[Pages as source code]
———

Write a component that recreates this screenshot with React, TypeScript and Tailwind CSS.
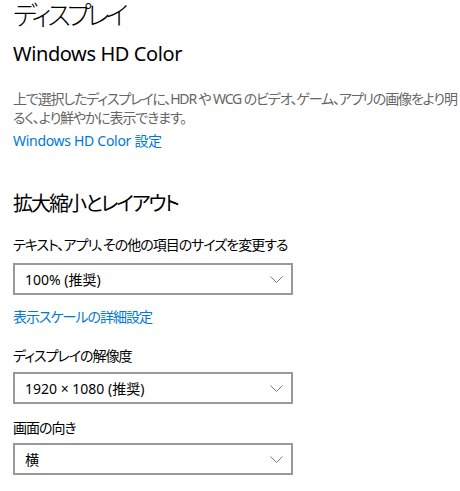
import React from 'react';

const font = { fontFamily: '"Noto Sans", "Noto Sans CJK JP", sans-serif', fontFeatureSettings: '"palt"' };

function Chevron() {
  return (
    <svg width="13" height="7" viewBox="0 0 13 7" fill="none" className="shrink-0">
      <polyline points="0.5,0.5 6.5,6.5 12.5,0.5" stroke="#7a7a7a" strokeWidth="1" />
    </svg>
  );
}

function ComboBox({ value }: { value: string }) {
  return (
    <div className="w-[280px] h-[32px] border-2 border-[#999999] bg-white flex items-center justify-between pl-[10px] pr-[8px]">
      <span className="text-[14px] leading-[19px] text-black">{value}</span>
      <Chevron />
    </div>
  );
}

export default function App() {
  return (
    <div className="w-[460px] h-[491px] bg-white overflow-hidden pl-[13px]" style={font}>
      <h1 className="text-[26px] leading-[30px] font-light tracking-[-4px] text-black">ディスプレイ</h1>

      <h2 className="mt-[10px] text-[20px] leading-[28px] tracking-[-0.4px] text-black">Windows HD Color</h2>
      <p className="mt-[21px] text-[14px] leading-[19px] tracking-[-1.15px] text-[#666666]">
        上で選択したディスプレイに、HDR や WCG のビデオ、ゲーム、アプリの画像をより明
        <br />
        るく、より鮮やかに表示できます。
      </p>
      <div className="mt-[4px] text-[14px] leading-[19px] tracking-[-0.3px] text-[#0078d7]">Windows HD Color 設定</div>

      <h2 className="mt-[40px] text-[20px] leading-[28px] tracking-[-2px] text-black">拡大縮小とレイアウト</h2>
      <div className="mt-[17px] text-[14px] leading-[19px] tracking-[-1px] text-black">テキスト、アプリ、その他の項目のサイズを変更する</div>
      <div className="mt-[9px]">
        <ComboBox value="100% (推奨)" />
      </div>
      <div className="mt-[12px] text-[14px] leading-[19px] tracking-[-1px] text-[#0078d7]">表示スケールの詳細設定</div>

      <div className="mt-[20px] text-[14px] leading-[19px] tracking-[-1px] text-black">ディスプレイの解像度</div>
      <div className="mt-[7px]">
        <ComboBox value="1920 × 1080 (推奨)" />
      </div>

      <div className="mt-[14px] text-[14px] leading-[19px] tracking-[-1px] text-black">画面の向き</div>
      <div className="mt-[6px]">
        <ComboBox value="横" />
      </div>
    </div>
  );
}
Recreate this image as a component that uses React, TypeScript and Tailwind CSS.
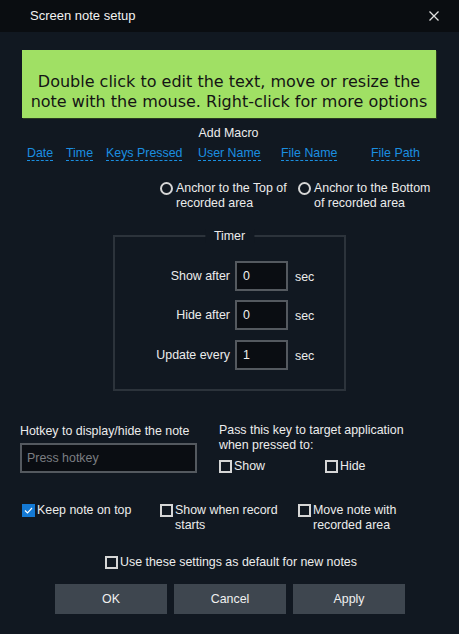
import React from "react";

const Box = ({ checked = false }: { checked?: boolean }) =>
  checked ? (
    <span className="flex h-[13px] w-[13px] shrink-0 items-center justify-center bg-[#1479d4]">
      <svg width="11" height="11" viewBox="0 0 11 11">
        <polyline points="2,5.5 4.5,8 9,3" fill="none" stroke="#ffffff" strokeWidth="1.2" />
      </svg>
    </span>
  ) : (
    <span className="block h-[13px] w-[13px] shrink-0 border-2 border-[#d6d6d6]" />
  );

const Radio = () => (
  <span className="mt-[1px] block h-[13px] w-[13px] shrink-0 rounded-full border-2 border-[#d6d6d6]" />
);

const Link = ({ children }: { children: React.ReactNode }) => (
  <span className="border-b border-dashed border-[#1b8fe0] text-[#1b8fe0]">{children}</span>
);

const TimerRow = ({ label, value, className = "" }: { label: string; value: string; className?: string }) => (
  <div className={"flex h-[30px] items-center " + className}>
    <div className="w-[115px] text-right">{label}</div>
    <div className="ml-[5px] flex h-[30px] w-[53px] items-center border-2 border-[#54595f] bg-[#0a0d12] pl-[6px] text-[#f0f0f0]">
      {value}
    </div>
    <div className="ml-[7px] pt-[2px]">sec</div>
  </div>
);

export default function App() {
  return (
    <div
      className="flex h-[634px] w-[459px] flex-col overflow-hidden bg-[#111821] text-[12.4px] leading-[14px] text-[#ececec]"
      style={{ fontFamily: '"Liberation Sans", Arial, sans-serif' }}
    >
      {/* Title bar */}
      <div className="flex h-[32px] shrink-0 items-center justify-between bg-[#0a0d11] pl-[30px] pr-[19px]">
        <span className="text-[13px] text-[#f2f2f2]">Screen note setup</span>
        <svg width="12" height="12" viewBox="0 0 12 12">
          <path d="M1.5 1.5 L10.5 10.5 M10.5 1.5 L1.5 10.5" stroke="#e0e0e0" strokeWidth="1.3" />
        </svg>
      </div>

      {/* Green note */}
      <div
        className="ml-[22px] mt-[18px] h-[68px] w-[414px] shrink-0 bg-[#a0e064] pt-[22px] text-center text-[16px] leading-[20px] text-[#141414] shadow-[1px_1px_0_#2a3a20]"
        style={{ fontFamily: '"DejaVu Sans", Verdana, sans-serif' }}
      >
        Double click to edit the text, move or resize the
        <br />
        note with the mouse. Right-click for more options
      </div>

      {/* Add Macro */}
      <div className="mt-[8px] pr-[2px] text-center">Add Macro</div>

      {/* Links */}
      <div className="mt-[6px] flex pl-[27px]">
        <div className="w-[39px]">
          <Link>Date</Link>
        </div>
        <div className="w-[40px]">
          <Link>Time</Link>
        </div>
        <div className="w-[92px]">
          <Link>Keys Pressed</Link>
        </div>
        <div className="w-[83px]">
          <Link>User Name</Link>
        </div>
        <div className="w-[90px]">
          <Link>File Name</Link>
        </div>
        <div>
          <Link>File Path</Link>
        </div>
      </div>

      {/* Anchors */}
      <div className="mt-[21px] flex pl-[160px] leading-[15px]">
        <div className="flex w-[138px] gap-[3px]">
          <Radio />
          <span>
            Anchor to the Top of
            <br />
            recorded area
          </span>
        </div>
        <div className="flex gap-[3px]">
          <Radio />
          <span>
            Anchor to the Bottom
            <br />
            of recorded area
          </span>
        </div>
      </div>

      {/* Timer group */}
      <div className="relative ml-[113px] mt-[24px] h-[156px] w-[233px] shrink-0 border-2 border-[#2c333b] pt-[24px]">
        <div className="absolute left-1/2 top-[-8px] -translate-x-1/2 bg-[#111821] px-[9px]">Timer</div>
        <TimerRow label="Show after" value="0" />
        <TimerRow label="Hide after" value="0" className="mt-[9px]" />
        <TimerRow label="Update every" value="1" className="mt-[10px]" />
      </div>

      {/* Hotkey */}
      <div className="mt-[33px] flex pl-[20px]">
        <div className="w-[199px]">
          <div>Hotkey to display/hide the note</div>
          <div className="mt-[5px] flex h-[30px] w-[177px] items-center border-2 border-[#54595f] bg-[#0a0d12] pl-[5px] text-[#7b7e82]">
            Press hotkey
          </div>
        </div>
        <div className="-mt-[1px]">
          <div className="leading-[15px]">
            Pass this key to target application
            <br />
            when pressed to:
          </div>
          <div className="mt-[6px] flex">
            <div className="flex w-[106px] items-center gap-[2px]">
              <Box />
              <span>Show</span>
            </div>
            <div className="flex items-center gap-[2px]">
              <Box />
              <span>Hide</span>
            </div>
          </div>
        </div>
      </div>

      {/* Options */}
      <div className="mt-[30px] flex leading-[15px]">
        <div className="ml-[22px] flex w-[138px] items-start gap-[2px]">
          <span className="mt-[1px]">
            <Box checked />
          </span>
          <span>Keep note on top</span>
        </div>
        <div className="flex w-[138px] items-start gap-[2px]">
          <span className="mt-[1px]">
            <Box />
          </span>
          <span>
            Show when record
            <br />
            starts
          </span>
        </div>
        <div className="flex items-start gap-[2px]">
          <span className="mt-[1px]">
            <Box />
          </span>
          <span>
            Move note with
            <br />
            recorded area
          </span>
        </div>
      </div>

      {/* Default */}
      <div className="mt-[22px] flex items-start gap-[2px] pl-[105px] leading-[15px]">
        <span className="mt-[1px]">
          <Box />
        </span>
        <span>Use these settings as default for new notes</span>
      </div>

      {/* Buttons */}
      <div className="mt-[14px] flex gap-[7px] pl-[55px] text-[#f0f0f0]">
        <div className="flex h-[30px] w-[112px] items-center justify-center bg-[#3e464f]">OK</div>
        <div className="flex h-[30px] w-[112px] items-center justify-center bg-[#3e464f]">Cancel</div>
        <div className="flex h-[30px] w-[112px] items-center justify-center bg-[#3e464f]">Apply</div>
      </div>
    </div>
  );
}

———

- [EXERCISE DESCRIPTION] Without the pictures, copy the entries from their first line through the line containing "leading-[30px] font-light tracking-[-4px]", and only those lines.

- [WORKED ANSWER]
Write a component that recreates this screenshot with React, TypeScript and Tailwind CSS.
import React from 'react';

const font = { fontFamily: '"Noto Sans", "Noto Sans CJK JP", sans-serif', fontFeatureSettings: '"palt"' };

function Chevron() {
  return (
    <svg width="13" height="7" viewBox="0 0 13 7" fill="none" className="shrink-0">
      <polyline points="0.5,0.5 6.5,6.5 12.5,0.5" stroke="#7a7a7a" strokeWidth="1" />
    </svg>
  );
}

function ComboBox({ value }: { value: string }) {
  return (
    <div className="w-[280px] h-[32px] border-2 border-[#999999] bg-white flex items-center justify-between pl-[10px] pr-[8px]">
      <span className="text-[14px] leading-[19px] text-black">{value}</span>
      <Chevron />
    </div>
  );
}

export default function App() {
  return (
    <div className="w-[460px] h-[491px] bg-white overflow-hidden pl-[13px]" style={font}>
      <h1 className="text-[26px] leading-[30px] font-light tracking-[-4px] text-black">ディスプレイ</h1>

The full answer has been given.